The Delaware River Basin Commission acknowledged on Tuesday that an energy company plans to ship liquefied natural gas (LNG) and other liquids through a new export terminal on the Delaware River in South Jersey, updating its earlier statement that LNG was not part of the company’s permit application.

Environmental activists have accused the DRBC and other regulators of concealing plans by the developer, Delaware River Partners, to add an LNG terminal to a new port that it plans to build on a former DuPont site in Gibbstown, Gloucester County.

The DRBC previously said the company did not seek a permit for the LNG terminal in its application but on Tuesday said it “recently” learned of the plan.

David Kovach, the agency’s head of permitting, verbally included LNG in a list of proposed uses at a DRBC meeting on June 6, the agency said in a statement on Tuesday.

“During his description of the draft docket, Mr. Kovach said that the applicant recently informed us that Dock 2 will support the transloading of a variety of bulk liquid products, including butane, isobutane, propane (collectively liquefied petroleum gas, or LPG), liquefied natural gas (LNG), and ethane,” the statement said.
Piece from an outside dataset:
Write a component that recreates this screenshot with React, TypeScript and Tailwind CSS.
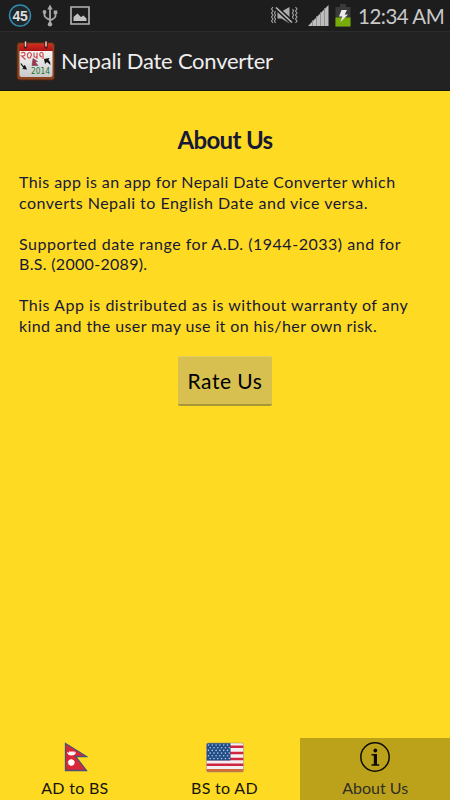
import { clsx } from 'clsx';
import type { ReactNode } from 'react';

const paragraphs = [
	[
		{ text: 'This app is an app for Nepali Date Converter which', tracking: 'tracking-[0.41px]' },
		{ text: 'converts Nepali to English Date and vice versa.', tracking: 'tracking-[0.48px]' },
	],
	[
		{ text: 'Supported date range for A.D. (1944-2033) and for', tracking: 'tracking-[0.52px]' },
		{ text: 'B.S. (2000-2089).', tracking: 'tracking-[0.31px]' },
	],
	[
		{ text: 'This App is distributed as is without warranty of any', tracking: 'tracking-[0.51px]' },
		{ text: 'kind and the user may use it on his/her own risk.', tracking: 'tracking-[0.39px]' },
	],
];

function StatusBar() {
	return (
		<div className="flex h-[31px] shrink-0 items-center bg-[#1d1d1d] pl-2 pr-[6px] text-[#c9c9c9]">
			<svg className="h-6 w-6" viewBox="0 0 24 24">
				<circle cx="12" cy="11.5" r="10.5" fill="#20272b" stroke="#3289ad" strokeWidth="1.5" />
				<text x="12" y="16.500" textAnchor="middle" fill="#dedede" fontSize="14" fontWeight="700" fontFamily="Liberation Sans, sans-serif" letterSpacing="-0.3">45</text>
			</svg>
			<svg className="ml-[10px] h-6 w-4" viewBox="0 0 16 24" fill="none" stroke="#a9a9a9" strokeWidth="1.8">
				<path d="M8 5v15M2.500 8v3.5q0 2 5.5 4.5M13.500 9v3q0 2-5.5 4.5" />
				<path d="M8 .5l2.7 5H5.3z" fill="#a9a9a9" stroke="none" />
				<circle cx="2.500" cy="8" r="1.900" fill="#a9a9a9" stroke="none" />
				<path d="M11.7 6.5h3.6v3.6h-3.6z" fill="#a9a9a9" stroke="none" />
				<circle cx="8" cy="20.3" r="2.2" fill="#a9a9a9" stroke="none" />
			</svg>
			<svg className="ml-[12px] h-[19px] w-[21px]" viewBox="0 0 21 19">
				<path d="M1 1h18v17H1z" fill="none" stroke="#b5b5b5" strokeWidth="1.600" />
				<path d="M3.5 15v-4l4-3.500 3.500 3.500 2.500-1.500 3 3V15z" fill="#c2c2c2" />
			</svg>

			<svg className="ml-auto h-[19px] w-[28px]" viewBox="0 0 28 19">
				<path d="M7.500 5.500h4l8-4.500v16.500l-8-5h-4z" fill="#ababab" />
				<path d="M5.5 1L22 16.5" stroke="#1d1d1d" strokeWidth="4.500" />
				<path d="M6 1.5L22 16.5" stroke="#bababa" strokeWidth="1.7" />
				<path d="M3 1L1.500 3 3 5 1.500 7 3 9l-1.500 2L3 13l-1.500 2L3 17M5.500 5L4.500 7l1 2-1 2 1 2-1 2 1 2M25.500 1L27 3l-1.500 2L27 7l-1.500 2 1.500 2-1.500 2 1.500 2-1.500 2M22.500 3l1 2-1 2 1 2-1 2 1 2" fill="none" stroke="#a5a5a5" strokeWidth="1.1" />
			</svg>
			<svg className="ml-[10px] h-[23px] w-[21px]" viewBox="0 0 21 23">
				<path d="M0 22L20.5 1v21z" fill="#bdbdbd" />
				<path d="M4.500 16v6M8.500 12v10M12.500 8v14M16.500 4v18" stroke="#858585" strokeWidth=".8" />
			</svg>
			<svg className="ml-[6px] h-[23px] w-4" viewBox="0 0 16 23">
				<path d="M5 0h6v3h4.5v19.5H.5V3H5z" fill="#3a3a3a" />
				<path d="M.5 13.500h15v9H.5z" fill="#78ac08" />
				<path d="M6.500 6h5.500l-2.300 4.500H13L5.500 18l1.800-5.500H4z" fill="#ececec" />
			</svg>
			<span className="ml-[7px] w-[86px] whitespace-nowrap text-[20.500px] leading-[30px] tracking-[-0.5px]">12:34 AM</span>
		</div>
	);
}

function CalendarIcon() {
	return (
		<svg className="h-[40px] w-[40px]" viewBox="0 0 40 40">
			<defs>
				<linearGradient id="paper" x1="0" y1="0" x2="0" y2="1">
					<stop offset="0" stopColor="#f8f8f8" />
					<stop offset="1" stopColor="#c9c9c9" />
				</linearGradient>
				<linearGradient id="header" x1="0" y1="0" x2="0" y2="1">
					<stop offset="0" stopColor="#d52a22" />
					<stop offset="1" stopColor="#a91313" />
				</linearGradient>
			</defs>
			<rect x="1" y="1.5" width="37.500" height="37.500" rx="3" fill="#8a4420" stroke="#51240e" />
			<rect x="3.500" y="9" width="33" height="27" rx="2" fill="url(#paper)" />
			<path d="M3.500 10V4.500Q3.500 3 5 3h30q1.500 0 1.500 1.500V10z" fill="url(#header)" />
			<path d="M9.5 1.500V6M30 1.500V6" stroke="#55180f" strokeWidth="3.500" strokeLinecap="round" />
			<path d="M9.5 1v4M30 1v4" stroke="#d8d8d8" strokeWidth="1.500" strokeLinecap="round" />
			<path d="M5 12q3.500-1.500 4 .8t-3.500 2.200l4 3.500M14 11.500q-3 .5-2.500 3.500t3 1.500q2-4-.5-5M18 11.500v4q1 1.500 3 0v-4V18M26 16q-3-1-2-3.500t3 0V18" fill="none" stroke="#cf4b4f" strokeWidth="1.2" />
			<path d="M17 17.500l4.500 3-2.500.5 3 3.500h-6z" fill="#b42d39" stroke="#4c4c70" strokeWidth=".6" />
			<path d="M5 22l2.500 3 1.500-1 2 4.500-5-.5 1.500-1-3-4zM28 18l5.500-1-1 2q2.500 2 2 5l-3.500-3-2 2z" fill="#111" />
			<text x="15" y="33.300" fill="#24712c" fontSize="8.500" fontFamily="DejaVu Sans, sans-serif" textLength="19" lengthAdjust="spacingAndGlyphs">2014</text>
		</svg>
	);
}

function NepalFlag() {
	return (
		<svg className="h-[30px] w-[26px]" viewBox="0 0 26 30">
			<path d="M3.500 1.5L24.500 14.500H13.500L24.500 28.500h-21z" fill="#d92738" stroke="#475078" strokeWidth="1.3" />
			<path d="M5 10l2 .7.5-1.800 1.500 1 1-1 1 1 1.300-1 .4 1.800 1.500-.7q-1 3.500-4.700 3.500T5 10z" fill="#fff" />
			<circle cx="9.300" cy="20.5" r="3" fill="#fff" stroke="#fff" strokeWidth="1" strokeDasharray="1 .7" />
		</svg>
	);
}

function UsaFlag() {
	const rows = [0, 1, 2, 3, 4, 5];
	return (
		<svg className="h-[31px] w-[38px]" viewBox="0 0 38 31">
			<defs>
				<clipPath id="flag"><rect x=".5" y="1" width="37" height="29" rx="1.5" /></clipPath>
			</defs>
			<g clipPath="url(#flag)">
				<path d="M0 0h38v31H0z" fill="#f4eff0" />
				<path d="M0 4.800h38M0 11h38M0 17h38M0 22.800h38" stroke="#cf2540" strokeWidth="2.600" />
				<path d="M0 28.500h38" stroke="#cf6c36" strokeWidth="3" />
				<path d="M0 0h24.5v18.5H0z" fill="#204c88" />
				{rows.map((row) =>
					rows.map((col) => (
						<circle key={`${row}-${col}`} cx={2.5 + col * 3.8 + (row % 2) * 1.7} cy={3 + row * 2.7} r=".8" fill="#b9c9dc" />
					)),
				)}
			</g>
			<rect x=".5" y="1" width="37" height="29" rx="1.5" fill="none" stroke="#a49b6f" strokeWidth=".6" />
		</svg>
	);
}

function InfoIcon() {
	return (
		<svg className="h-8 w-8" viewBox="0 0 32 32">
			<circle cx="16" cy="16" r="14.2" fill="none" stroke="#0b0b04" strokeWidth="1.5" />
			<circle cx="16.300" cy="9.5" r="1.900" fill="#0b0b04" />
			<path d="M12.500 13h5.500v10.300h2.200v1.500h-7.700v-1.500h2.300v-8.800h-2.300z" fill="#0b0b04" />
		</svg>
	);
}

function Tab({ icon, label, active }: { icon: ReactNode; label: string; active?: boolean }) {
	return (
		<button className={clsx('flex flex-1 flex-col items-center pt-[3px]', active && 'border-l border-[#ffda22] bg-[#bca21b]')}>
			<span className="flex h-8 items-center">{icon}</span>
			<span
				className={clsx(
					'mt-[4px] whitespace-nowrap text-[16px] leading-[22px]',
					active ? 'text-[#302e24]' : 'tracking-[0.3px] text-[#15150c]',
				)}
			>
				{label}
			</span>
		</button>
	);
}

export default function App() {
	return (
		<div className="flex h-[800px] w-[450px] flex-col overflow-hidden bg-[#ffda22] font-['Lato','Noto_Sans',sans-serif]">
			<StatusBar />
			<header className="flex h-[60px] shrink-0 items-center border-b border-[#17130d] border-t border-t-[#2c2c2c] bg-[#222] pl-4">
				<CalendarIcon />
				<h1 className="ml-[5px] whitespace-nowrap text-[22px] leading-[30px] tracking-[-0.24px] text-[#eee]">Nepali Date Converter</h1>
			</header>

			<main className="flex flex-1 flex-col items-center pt-[33px] text-[#171936]">
				<h2 className="whitespace-nowrap text-[24px] font-bold leading-8 tracking-[-0.65px]">About Us</h2>
				<div className="mt-[16px] flex w-full flex-col gap-[20.5px] pl-[19px] text-[16px] leading-[20.5px]">
					{paragraphs.map((lines, i) => (
						<p key={i}>
							{lines.map((line) => (
								<span key={line.text} className={clsx('block whitespace-nowrap', line.tracking)}>
									{line.text}
								</span>
							))}
						</p>
					))}
				</div>
				<button className="mt-[20px] h-[50px] w-[94px] whitespace-nowrap rounded-[2px] border-b-2 border-t border-b-[#a99636] border-t-[#dfcc62] bg-[#d7c04f] text-[21px] tracking-[0.5px] text-black">
					Rate Us
				</button>
			</main>

			<nav className="flex h-[62px] shrink-0">
				<Tab icon={<NepalFlag />} label="AD to BS" />
				<Tab icon={<UsaFlag />} label="BS to AD" />
				<Tab icon={<InfoIcon />} label="About Us" active />
			</nav>
		</div>
	);
}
LNG would be shipped to the Gibbstown port via truck from a new liquefaction plant being built in Bradford County, Pennsylvania, amid the abundant natural gas supplies of the Marcellus Shale, according to a Securities and Exchange filing by the plant’s developer, New Fortress Energy. The plant, costing an estimated $750-$850 million, would have a capacity of 3.6 million gallons a day and could serve markets in the Northeast by truck, the company said in a statement.

New link to world markets

The liquefaction operation is designed to take rich reserves of “stranded” gas — which currently has no market outlet because of a shortage of pipelines — and link it to world markets via the new port complex.

There will be no bulk storage of LNG at the Gibbstown port and no manufacture of any liquids there, the DRBC said.